AARDVARK: Do you think Lenny Bruce fits into this category?
SILVERSTEIN: Lenny, in some respects, is pretty well ahead of the social acceptability of our times. Fifteen years from now, when people talk about what Lenny said and did on stage, they’ll ask themselves, “What was the big fuss all about?” Or they might say, “What the fuck was the big fuss all about” on television, which would really–. And then they won’t be used the next week because they’re not controversial enough. It’s just as disastrous, just as fatal, to be way ahead of your time as it is to be way behind. And yet, what can you do? You can only do the work that you think is right.

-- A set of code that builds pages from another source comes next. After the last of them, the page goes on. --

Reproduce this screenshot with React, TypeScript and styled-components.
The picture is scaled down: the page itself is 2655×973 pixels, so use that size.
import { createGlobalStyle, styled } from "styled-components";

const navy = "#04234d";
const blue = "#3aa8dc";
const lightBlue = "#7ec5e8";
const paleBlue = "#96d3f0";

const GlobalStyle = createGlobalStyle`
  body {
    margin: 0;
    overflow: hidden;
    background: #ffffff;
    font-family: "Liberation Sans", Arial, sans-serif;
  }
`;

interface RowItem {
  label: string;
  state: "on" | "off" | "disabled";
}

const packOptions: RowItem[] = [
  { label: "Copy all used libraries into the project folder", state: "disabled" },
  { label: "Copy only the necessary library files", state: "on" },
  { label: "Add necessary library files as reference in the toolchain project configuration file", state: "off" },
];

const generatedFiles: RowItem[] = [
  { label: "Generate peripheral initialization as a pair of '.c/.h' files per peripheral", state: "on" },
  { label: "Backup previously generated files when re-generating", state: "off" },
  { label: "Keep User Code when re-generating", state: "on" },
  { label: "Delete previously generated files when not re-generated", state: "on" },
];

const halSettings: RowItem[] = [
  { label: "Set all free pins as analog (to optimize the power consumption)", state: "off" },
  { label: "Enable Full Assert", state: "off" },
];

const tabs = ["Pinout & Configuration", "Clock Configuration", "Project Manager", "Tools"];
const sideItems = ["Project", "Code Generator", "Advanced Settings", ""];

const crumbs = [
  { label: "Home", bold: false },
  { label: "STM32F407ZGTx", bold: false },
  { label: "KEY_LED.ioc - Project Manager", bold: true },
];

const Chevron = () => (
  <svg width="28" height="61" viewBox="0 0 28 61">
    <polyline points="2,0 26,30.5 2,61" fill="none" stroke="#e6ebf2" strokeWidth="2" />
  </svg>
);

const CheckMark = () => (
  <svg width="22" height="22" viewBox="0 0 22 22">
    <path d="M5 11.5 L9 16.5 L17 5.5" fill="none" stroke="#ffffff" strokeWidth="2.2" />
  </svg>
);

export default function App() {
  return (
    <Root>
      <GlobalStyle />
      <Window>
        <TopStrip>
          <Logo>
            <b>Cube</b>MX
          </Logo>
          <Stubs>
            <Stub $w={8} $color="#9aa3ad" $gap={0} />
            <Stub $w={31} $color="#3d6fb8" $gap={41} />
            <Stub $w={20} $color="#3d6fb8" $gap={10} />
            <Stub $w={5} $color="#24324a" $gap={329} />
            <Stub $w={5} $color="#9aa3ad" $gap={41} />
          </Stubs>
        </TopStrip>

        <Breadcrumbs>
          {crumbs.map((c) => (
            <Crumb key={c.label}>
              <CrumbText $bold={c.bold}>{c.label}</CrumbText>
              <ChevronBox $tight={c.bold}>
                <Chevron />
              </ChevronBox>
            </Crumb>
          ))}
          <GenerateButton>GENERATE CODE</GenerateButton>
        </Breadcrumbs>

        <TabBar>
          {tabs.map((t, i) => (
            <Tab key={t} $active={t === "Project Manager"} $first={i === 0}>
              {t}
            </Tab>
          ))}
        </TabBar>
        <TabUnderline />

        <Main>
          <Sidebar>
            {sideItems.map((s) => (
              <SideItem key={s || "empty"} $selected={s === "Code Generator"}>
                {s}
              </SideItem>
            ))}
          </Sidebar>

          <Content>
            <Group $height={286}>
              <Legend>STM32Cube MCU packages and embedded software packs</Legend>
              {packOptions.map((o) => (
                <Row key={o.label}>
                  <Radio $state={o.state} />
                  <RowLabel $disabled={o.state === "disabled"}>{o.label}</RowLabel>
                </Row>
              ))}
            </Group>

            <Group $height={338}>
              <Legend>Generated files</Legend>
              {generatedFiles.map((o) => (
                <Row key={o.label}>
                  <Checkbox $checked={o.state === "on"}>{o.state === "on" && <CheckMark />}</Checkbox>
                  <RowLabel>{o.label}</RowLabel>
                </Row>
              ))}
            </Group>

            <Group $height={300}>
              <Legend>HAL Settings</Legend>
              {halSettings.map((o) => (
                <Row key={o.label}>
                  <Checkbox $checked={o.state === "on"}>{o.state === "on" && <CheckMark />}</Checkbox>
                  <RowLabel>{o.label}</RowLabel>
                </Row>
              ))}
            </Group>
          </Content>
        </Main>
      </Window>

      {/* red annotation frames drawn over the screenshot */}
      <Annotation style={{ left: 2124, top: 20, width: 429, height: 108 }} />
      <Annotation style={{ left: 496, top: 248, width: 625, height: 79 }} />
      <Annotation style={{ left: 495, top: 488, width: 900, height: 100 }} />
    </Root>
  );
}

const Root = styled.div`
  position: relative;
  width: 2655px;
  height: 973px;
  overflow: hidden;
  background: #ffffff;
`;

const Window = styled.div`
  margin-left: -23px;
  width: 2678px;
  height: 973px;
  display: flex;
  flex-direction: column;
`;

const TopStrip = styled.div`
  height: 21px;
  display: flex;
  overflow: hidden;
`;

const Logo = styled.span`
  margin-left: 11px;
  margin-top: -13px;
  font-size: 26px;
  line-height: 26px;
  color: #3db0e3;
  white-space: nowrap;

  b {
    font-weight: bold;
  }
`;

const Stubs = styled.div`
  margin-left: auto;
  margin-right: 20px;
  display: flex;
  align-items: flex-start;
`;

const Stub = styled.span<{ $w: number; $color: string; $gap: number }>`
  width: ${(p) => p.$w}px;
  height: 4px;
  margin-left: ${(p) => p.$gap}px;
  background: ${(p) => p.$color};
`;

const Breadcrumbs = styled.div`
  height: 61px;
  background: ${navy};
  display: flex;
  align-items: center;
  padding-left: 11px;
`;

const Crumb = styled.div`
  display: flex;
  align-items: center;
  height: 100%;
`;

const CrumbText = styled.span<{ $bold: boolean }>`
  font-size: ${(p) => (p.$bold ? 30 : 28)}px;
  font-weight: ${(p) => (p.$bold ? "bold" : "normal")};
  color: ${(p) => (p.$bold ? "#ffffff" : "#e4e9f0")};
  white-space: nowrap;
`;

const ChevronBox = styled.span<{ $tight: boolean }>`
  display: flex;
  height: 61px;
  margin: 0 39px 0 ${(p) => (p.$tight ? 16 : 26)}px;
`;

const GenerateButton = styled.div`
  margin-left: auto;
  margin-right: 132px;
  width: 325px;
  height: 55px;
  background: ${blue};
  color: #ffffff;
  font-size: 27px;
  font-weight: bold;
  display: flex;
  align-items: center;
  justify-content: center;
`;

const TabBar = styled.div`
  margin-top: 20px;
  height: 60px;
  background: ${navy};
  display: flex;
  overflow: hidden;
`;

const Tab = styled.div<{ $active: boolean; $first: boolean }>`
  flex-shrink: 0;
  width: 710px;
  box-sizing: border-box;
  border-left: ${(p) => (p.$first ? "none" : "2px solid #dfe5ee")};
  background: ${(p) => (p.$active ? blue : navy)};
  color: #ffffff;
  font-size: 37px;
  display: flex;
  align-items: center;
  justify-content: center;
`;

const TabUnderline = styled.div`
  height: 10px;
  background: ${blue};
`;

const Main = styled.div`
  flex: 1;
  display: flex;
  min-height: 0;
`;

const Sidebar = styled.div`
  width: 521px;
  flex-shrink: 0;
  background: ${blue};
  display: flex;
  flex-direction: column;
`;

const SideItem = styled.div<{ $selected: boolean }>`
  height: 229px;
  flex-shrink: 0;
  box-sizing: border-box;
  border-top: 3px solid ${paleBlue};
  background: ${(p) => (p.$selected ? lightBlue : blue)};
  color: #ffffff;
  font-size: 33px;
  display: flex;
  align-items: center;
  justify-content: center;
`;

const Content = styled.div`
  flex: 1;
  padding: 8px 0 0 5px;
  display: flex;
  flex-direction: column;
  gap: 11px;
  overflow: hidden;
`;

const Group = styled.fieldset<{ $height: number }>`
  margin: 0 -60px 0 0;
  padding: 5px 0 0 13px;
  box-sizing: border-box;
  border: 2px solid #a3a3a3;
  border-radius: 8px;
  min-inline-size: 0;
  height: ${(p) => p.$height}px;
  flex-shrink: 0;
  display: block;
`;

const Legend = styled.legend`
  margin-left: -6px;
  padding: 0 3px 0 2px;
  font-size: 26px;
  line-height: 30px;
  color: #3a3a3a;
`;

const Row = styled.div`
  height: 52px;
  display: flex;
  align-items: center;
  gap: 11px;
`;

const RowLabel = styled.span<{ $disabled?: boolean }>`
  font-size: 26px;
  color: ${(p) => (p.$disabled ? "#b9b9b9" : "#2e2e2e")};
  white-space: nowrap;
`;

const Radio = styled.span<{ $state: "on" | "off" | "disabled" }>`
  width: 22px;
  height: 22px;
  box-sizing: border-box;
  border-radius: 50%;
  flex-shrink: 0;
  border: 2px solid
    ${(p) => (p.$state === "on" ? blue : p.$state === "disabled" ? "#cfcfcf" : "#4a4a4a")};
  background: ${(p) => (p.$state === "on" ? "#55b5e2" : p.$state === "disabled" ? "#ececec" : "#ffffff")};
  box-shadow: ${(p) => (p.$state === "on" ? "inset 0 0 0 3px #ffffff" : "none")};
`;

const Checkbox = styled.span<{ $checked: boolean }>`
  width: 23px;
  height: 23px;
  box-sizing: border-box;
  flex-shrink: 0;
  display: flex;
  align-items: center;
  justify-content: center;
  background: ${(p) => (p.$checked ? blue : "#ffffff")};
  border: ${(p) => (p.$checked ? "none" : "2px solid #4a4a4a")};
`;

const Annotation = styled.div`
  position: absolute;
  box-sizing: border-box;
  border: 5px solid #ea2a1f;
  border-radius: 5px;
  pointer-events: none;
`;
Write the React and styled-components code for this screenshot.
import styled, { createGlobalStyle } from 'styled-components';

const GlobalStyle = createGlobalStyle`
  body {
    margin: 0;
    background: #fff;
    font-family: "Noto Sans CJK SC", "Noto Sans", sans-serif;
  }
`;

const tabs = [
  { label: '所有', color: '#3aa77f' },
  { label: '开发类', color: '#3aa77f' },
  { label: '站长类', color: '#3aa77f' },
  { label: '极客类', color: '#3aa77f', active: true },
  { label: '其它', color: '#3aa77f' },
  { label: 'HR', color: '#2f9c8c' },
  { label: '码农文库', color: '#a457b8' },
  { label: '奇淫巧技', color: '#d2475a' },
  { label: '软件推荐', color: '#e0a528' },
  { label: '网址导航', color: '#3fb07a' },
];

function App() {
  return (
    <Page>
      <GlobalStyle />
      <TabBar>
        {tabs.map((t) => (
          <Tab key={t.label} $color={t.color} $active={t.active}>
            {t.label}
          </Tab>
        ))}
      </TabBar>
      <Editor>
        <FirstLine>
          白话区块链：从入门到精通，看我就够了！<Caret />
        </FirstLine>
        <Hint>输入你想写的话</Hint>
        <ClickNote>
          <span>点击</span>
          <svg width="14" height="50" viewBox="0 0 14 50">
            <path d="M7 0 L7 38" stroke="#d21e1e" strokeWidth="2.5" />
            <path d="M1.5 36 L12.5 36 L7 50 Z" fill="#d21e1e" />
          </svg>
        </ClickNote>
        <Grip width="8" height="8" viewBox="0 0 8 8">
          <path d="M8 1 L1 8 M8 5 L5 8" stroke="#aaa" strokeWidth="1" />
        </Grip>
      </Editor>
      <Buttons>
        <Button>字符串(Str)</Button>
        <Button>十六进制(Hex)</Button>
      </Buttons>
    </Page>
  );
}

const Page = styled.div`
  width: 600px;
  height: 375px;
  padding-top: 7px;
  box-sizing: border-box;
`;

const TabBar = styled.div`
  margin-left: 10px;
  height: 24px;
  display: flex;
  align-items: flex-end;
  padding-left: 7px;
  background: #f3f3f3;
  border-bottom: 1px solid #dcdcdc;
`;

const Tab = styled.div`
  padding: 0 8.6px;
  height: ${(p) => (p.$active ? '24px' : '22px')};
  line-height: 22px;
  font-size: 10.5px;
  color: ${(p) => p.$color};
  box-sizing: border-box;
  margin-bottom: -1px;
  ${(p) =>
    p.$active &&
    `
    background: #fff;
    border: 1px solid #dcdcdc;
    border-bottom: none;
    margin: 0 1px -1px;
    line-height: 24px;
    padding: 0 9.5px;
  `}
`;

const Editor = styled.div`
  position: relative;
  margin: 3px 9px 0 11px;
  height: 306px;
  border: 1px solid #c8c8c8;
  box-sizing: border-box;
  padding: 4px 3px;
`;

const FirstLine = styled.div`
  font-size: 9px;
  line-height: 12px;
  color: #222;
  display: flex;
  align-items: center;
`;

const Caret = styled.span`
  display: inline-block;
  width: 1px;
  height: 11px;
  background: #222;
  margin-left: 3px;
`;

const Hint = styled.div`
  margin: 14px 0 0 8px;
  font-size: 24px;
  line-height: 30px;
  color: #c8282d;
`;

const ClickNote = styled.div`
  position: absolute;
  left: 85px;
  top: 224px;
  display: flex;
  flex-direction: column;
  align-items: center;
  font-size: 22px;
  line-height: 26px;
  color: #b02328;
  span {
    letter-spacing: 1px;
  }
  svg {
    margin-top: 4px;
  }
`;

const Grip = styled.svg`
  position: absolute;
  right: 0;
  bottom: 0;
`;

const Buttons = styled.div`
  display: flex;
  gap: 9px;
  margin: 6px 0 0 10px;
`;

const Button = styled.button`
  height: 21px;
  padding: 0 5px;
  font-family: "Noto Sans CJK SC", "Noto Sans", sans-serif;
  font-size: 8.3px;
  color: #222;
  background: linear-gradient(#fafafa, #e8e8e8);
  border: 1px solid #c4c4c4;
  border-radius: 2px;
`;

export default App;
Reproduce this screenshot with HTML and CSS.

AARDVARK: Have you read the Realist’s article on the arrest of Lenny Bruce?
SILVERSTEIN: No. I was there.
AARDVARK: Krassner came to the conclusion that Bruce was not arrested for obscenity, but for blasphemy.
SILVERSTEIN: I don’t think that much about what Paul Krassner has to say about it. He spends his whole life looking up Lenny’s asshole, anyway. I can’t really be as concerned with the whole thing as he is. If you want to know the whole story, you should really talk to Lenny.
AARDVARK: He won’t talk to us. We’ve tried. He only talks to God.
SILVERSTEIN: He talks to me. He’s as direct and honest about the whole situation as a man could possibly be. It’s his followers that get a little fanatical and start jumping all around, but Lenny’s very straight about the whole thing. The day after he was arrested, he said, “They had a right to bust me. They had a warrant.” So the guy comes onstage with a warrant for Lenny and Lenny realizes the man has a warrant and he’s legally arrested, so he said, “Fine,” and everybody else starts jumping up and down and protesting.
AARDVARK: Did he think he was guilty of obscenity?
SILVERSTEIN: I think he thinks he is guilty of obscenity as far as our laws go, but he does it anyway because he believes he’s doing right. I don’t think he’s against any law; he’s just for what he’s doing. I think about what he does onstage rather than the overall thing. I don’t find much of it objectionable.